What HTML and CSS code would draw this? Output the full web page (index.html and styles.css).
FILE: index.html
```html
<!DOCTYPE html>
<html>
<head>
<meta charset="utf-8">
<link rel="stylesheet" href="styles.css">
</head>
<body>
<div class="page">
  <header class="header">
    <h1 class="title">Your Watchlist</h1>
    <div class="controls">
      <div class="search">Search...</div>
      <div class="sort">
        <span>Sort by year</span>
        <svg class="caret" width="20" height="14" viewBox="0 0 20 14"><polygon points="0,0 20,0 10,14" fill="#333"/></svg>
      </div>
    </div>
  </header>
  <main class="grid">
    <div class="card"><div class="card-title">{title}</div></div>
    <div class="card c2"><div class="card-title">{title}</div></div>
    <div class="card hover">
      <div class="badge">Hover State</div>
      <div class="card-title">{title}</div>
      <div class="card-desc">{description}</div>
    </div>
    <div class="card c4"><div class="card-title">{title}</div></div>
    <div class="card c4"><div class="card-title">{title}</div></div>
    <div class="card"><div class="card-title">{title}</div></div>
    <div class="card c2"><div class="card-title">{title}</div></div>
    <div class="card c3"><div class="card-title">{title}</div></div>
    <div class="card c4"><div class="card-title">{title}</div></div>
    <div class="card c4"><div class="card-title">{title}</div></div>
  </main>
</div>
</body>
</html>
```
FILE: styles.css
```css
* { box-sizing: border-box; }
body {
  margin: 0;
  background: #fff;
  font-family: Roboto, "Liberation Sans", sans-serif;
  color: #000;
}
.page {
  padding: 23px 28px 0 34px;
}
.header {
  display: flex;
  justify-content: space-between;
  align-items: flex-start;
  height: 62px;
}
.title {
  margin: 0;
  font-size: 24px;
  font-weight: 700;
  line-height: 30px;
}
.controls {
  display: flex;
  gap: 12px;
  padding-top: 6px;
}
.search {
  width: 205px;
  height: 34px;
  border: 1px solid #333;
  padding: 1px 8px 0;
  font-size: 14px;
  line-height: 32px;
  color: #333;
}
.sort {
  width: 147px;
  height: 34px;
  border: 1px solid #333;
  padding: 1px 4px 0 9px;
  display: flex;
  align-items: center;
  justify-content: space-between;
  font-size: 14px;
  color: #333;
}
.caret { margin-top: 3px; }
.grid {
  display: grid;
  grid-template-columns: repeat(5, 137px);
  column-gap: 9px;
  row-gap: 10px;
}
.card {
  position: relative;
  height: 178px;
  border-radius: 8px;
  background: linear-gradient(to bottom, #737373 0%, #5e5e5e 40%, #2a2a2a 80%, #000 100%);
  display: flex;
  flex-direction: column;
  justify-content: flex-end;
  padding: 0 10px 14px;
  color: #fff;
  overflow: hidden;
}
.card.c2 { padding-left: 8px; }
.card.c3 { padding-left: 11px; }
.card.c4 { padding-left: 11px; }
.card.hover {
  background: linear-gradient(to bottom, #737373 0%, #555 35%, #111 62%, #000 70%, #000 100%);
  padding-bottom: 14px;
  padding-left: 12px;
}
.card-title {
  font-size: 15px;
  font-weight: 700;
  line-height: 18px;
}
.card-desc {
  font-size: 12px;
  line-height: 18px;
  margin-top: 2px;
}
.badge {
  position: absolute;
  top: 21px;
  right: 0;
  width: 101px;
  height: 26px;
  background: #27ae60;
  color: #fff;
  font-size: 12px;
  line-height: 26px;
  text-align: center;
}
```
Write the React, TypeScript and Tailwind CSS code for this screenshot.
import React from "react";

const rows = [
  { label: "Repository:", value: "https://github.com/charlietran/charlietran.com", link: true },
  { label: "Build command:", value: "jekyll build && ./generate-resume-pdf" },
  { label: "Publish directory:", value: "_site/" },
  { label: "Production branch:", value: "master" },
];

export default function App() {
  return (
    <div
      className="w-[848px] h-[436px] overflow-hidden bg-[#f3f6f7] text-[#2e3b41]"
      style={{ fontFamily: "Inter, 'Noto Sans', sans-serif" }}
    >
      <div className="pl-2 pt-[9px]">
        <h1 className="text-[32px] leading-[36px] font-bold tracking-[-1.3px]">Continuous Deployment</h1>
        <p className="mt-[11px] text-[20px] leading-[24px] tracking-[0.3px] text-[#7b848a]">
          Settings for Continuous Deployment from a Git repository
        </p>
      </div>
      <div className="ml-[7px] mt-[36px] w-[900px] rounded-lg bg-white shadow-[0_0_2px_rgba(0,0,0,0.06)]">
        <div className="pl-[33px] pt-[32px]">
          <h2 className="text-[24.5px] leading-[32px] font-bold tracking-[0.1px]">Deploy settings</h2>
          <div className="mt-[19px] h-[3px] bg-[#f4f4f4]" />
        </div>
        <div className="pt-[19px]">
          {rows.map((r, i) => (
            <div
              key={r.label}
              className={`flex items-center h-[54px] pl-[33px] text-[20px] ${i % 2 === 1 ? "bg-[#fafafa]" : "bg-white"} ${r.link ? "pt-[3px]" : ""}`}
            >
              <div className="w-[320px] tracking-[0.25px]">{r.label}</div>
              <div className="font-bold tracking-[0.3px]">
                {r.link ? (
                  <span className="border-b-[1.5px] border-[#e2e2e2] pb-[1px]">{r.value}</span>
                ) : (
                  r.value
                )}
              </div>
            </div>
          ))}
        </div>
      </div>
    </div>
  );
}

++++

Reproduce the records word for word.

What HTML and CSS code would draw this? Output the full web page (index.html and styles.css).
FILE: index.html
```html
<!DOCTYPE html>
<html>
<head>
<meta charset="utf-8">
<link rel="stylesheet" href="styles.css">
</head>
<body>
<div class="page">
  <header class="header">
    <h1 class="title">Your Watchlist</h1>
    <div class="controls">
      <div class="search">Search...</div>
      <div class="sort">
        <span>Sort by year</span>
        <svg class="caret" width="20" height="14" viewBox="0 0 20 14"><polygon points="0,0 20,0 10,14" fill="#333"/></svg>
      </div>
    </div>
  </header>
  <main class="grid">
    <div class="card"><div class="card-title">{title}</div></div>
    <div class="card c2"><div class="card-title">{title}</div></div>
    <div class="card hover">
      <div class="badge">Hover State</div>
      <div class="card-title">{title}</div>
      <div class="card-desc">{description}</div>
    </div>
    <div class="card c4"><div class="card-title">{title}</div></div>
    <div class="card c4"><div class="card-title">{title}</div></div>
    <div class="card"><div class="card-title">{title}</div></div>
    <div class="card c2"><div class="card-title">{title}</div></div>
    <div class="card c3"><div class="card-title">{title}</div></div>
    <div class="card c4"><div class="card-title">{title}</div></div>
    <div class="card c4"><div class="card-title">{title}</div></div>
  </main>
</div>
</body>
</html>
```
FILE: styles.css
```css
* { box-sizing: border-box; }
body {
  margin: 0;
  background: #fff;
  font-family: Roboto, "Liberation Sans", sans-serif;
  color: #000;
}
.page {
  padding: 23px 28px 0 34px;
}
.header {
  display: flex;
  justify-content: space-between;
  align-items: flex-start;
  height: 62px;
}
.title {
  margin: 0;
  font-size: 24px;
  font-weight: 700;
  line-height: 30px;
}
.controls {
  display: flex;
  gap: 12px;
  padding-top: 6px;
}
.search {
  width: 205px;
  height: 34px;
  border: 1px solid #333;
  padding: 1px 8px 0;
  font-size: 14px;
  line-height: 32px;
  color: #333;
}
.sort {
  width: 147px;
  height: 34px;
  border: 1px solid #333;
  padding: 1px 4px 0 9px;
  display: flex;
  align-items: center;
  justify-content: space-between;
  font-size: 14px;
  color: #333;
}
.caret { margin-top: 3px; }
.grid {
  display: grid;
  grid-template-columns: repeat(5, 137px);
  column-gap: 9px;
  row-gap: 10px;
}
.card {
  position: relative;
  height: 178px;
  border-radius: 8px;
  background: linear-gradient(to bottom, #737373 0%, #5e5e5e 40%, #2a2a2a 80%, #000 100%);
  display: flex;
  flex-direction: column;
  justify-content: flex-end;
  padding: 0 10px 14px;
  color: #fff;
  overflow: hidden;
}
.card.c2 { padding-left: 8px; }
.card.c3 { padding-left: 11px; }
.card.c4 { padding-left: 11px; }
.card.hover {
  background: linear-gradient(to bottom, #737373 0%, #555 35%, #111 62%, #000 70%, #000 100%);
  padding-bottom: 14px;
  padding-left: 12px;
}
.card-title {
  font-size: 15px;
  font-weight: 700;
  line-height: 18px;
}
.card-desc {
  font-size: 12px;
  line-height: 18px;
  margin-top: 2px;
}
.badge {
  position: absolute;
  top: 21px;
  right: 0;
  width: 101px;
  height: 26px;
  background: #27ae60;
  color: #fff;
  font-size: 12px;
  line-height: 26px;
  text-align: center;
}
```
Write the React, TypeScript and Tailwind CSS code for this screenshot.
import React from "react";

const rows = [
  { label: "Repository:", value: "https://github.com/charlietran/charlietran.com", link: true },
  { label: "Build command:", value: "jekyll build && ./generate-resume-pdf" },
  { label: "Publish directory:", value: "_site/" },
  { label: "Production branch:", value: "master" },
];

export default function App() {
  return (
    <div
      className="w-[848px] h-[436px] overflow-hidden bg-[#f3f6f7] text-[#2e3b41]"
      style={{ fontFamily: "Inter, 'Noto Sans', sans-serif" }}
    >
      <div className="pl-2 pt-[9px]">
        <h1 className="text-[32px] leading-[36px] font-bold tracking-[-1.3px]">Continuous Deployment</h1>
        <p className="mt-[11px] text-[20px] leading-[24px] tracking-[0.3px] text-[#7b848a]">
          Settings for Continuous Deployment from a Git repository
        </p>
      </div>
      <div className="ml-[7px] mt-[36px] w-[900px] rounded-lg bg-white shadow-[0_0_2px_rgba(0,0,0,0.06)]">
        <div className="pl-[33px] pt-[32px]">
          <h2 className="text-[24.5px] leading-[32px] font-bold tracking-[0.1px]">Deploy settings</h2>
          <div className="mt-[19px] h-[3px] bg-[#f4f4f4]" />
        </div>
        <div className="pt-[19px]">
          {rows.map((r, i) => (
            <div
              key={r.label}
              className={`flex items-center h-[54px] pl-[33px] text-[20px] ${i % 2 === 1 ? "bg-[#fafafa]" : "bg-white"} ${r.link ? "pt-[3px]" : ""}`}
            >
              <div className="w-[320px] tracking-[0.25px]">{r.label}</div>
              <div className="font-bold tracking-[0.3px]">
                {r.link ? (
                  <span className="border-b-[1.5px] border-[#e2e2e2] pb-[1px]">{r.value}</span>
                ) : (
                  r.value
                )}
              </div>
            </div>
          ))}
        </div>
      </div>
    </div>
  );
}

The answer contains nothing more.